The French Revolution

The French Revolution as viewed from Britain can be seen in the series of increasingly horrified caricatures of James Gillray, from 1789 through the arrival of Napoleon a decade later. Below is The Blood of the Murdered Crying for Vengeance from 1793, in which Gillray is reacting to the guillotining of Louis XVI. It is held at New College, Oxford University.

Gillray-The-Blood-of-the-Murdered

In the caricature of 1799 shown below, Gillray is as much of a fan of a Frenchman as a reactionary Englishman can be: Exit libertè a la Francois!—or—Buonaparte closing the farce of Egalitè, at St. Cloud near Paris Novr. 10th. 1799. It is in the US Library of Congress. Gillray's positive view of Napoleon would soon change...

Gillray-Bonaparte-Closing-the-Farce-of-Egalite

In France, of course, they saw liberty and equality differently. The Revolution, and the French Republic that followed it, were expressed in personification and allegory and placed in Classical Greek and Roman settings. The Neoclassical stylization is a real contrast with the grainy populism of Gillray's caricatures.

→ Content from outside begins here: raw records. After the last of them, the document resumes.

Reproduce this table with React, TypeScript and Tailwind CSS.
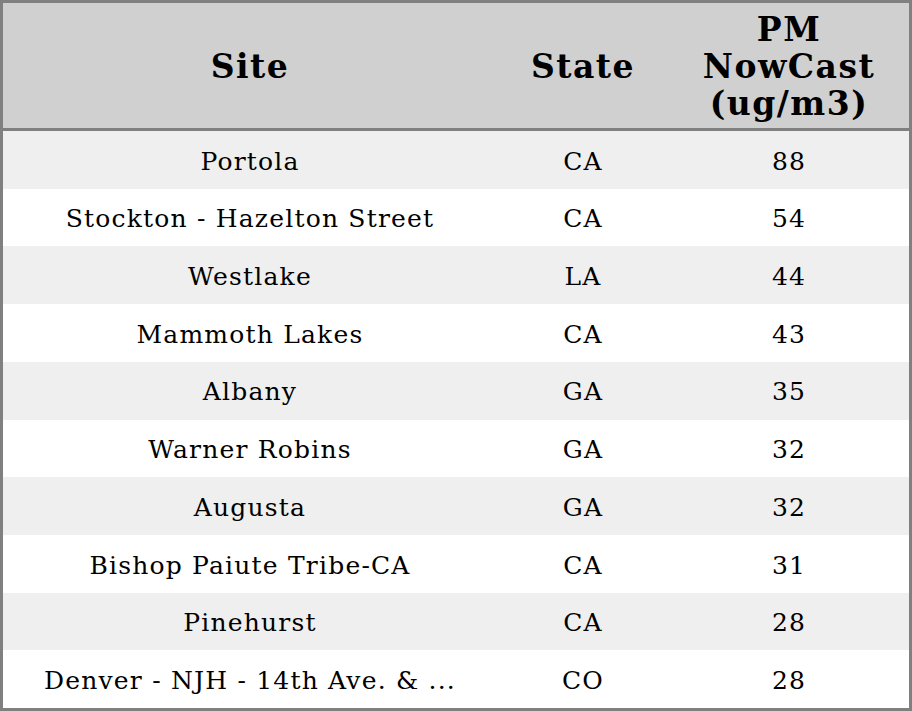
const rows = [
  { site: "Portola", state: "CA", pm: 88 },
  { site: "Stockton - Hazelton Street", state: "CA", pm: 54 },
  { site: "Westlake", state: "LA", pm: 44 },
  { site: "Mammoth Lakes", state: "CA", pm: 43 },
  { site: "Albany", state: "GA", pm: 35 },
  { site: "Warner Robins", state: "GA", pm: 32 },
  { site: "Augusta", state: "GA", pm: 32 },
  { site: "Bishop Paiute Tribe-CA", state: "CA", pm: 31 },
  { site: "Pinehurst", state: "CA", pm: 28 },
  { site: "Denver - NJH - 14th Ave. & ...", state: "CO", pm: 28 },
];

export default function App() {
  return (
    <div className="w-[912px] h-[711px] bg-white font-['DejaVu_Serif',serif] text-black">
      <div className="h-full border-[3px] border-[#808080] flex flex-col">
        <div className="flex h-[128px] bg-[#d0d0d0] border-b-[3px] border-[#808080] font-bold text-[33px] leading-[37px] tracking-[1.5px] text-center shrink-0">
          <div className="w-[494px] flex items-center justify-center pt-[2px]">Site</div>
          <div className="w-[172px] flex items-center justify-center pt-[2px]">State</div>
          <div className="flex-1 flex items-center justify-center pt-[2px]">
            PM
            <br />
            NowCast
            <br />
            (ug/m3)
          </div>
        </div>
        <div className="flex-1 flex flex-col">
          {rows.map((r, i) => (
            <div
              key={i}
              className={`flex flex-1 items-center pt-[3px] text-center text-[25px] tracking-[1.2px] ${i % 2 === 0 ? "bg-[#efefef]" : "bg-white"}`}
            >
              <div className="w-[494px]">{r.site}</div>
              <div className="w-[172px]">{r.state}</div>
              <div className="flex-1">{r.pm}</div>
            </div>
          ))}
        </div>
      </div>
    </div>
  );
}
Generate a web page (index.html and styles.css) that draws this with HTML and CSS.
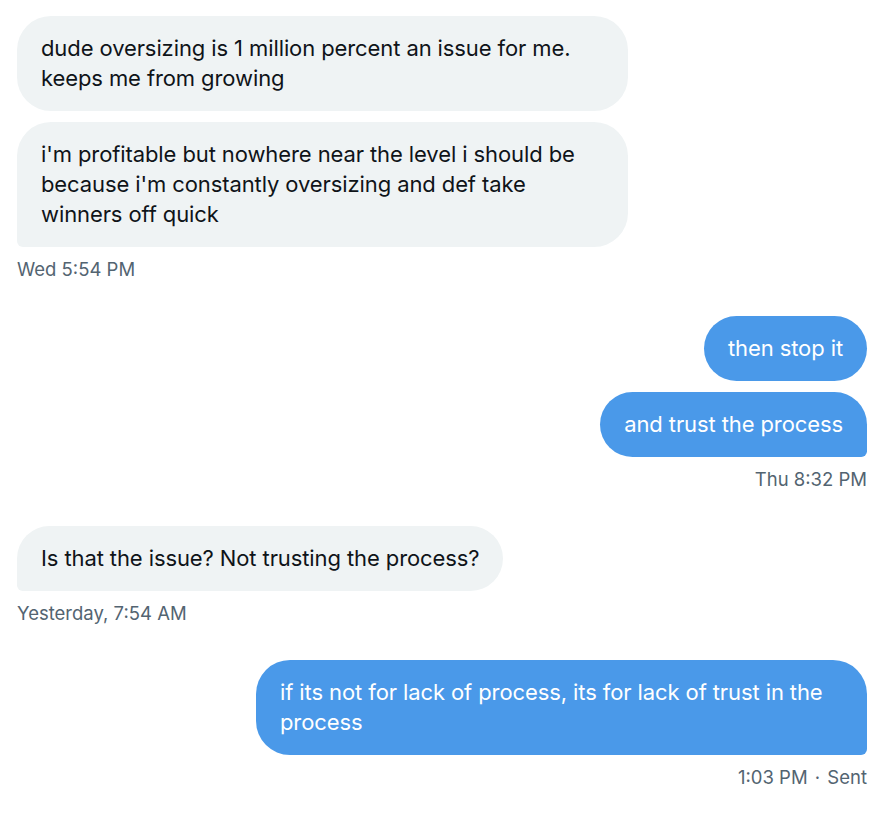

In Nicolas de Courteille's 1793 painting below, Truth Leading the Republic and Abundance, that is naked Truth in the middle with her all-seeing eye above, the Republic on the left with the scroll and Phrygian cap, with Abundance on the right, and Greek philosopher Diogenes with his lantern on the extreme right. The old cynic has finally beheld Truth, you see...

Nicolas-de-Courteille

These female figures would become fused eventually as Marianne (below). She appears still on French coins and stamps and statues. This cool image is the official logo of the Republic.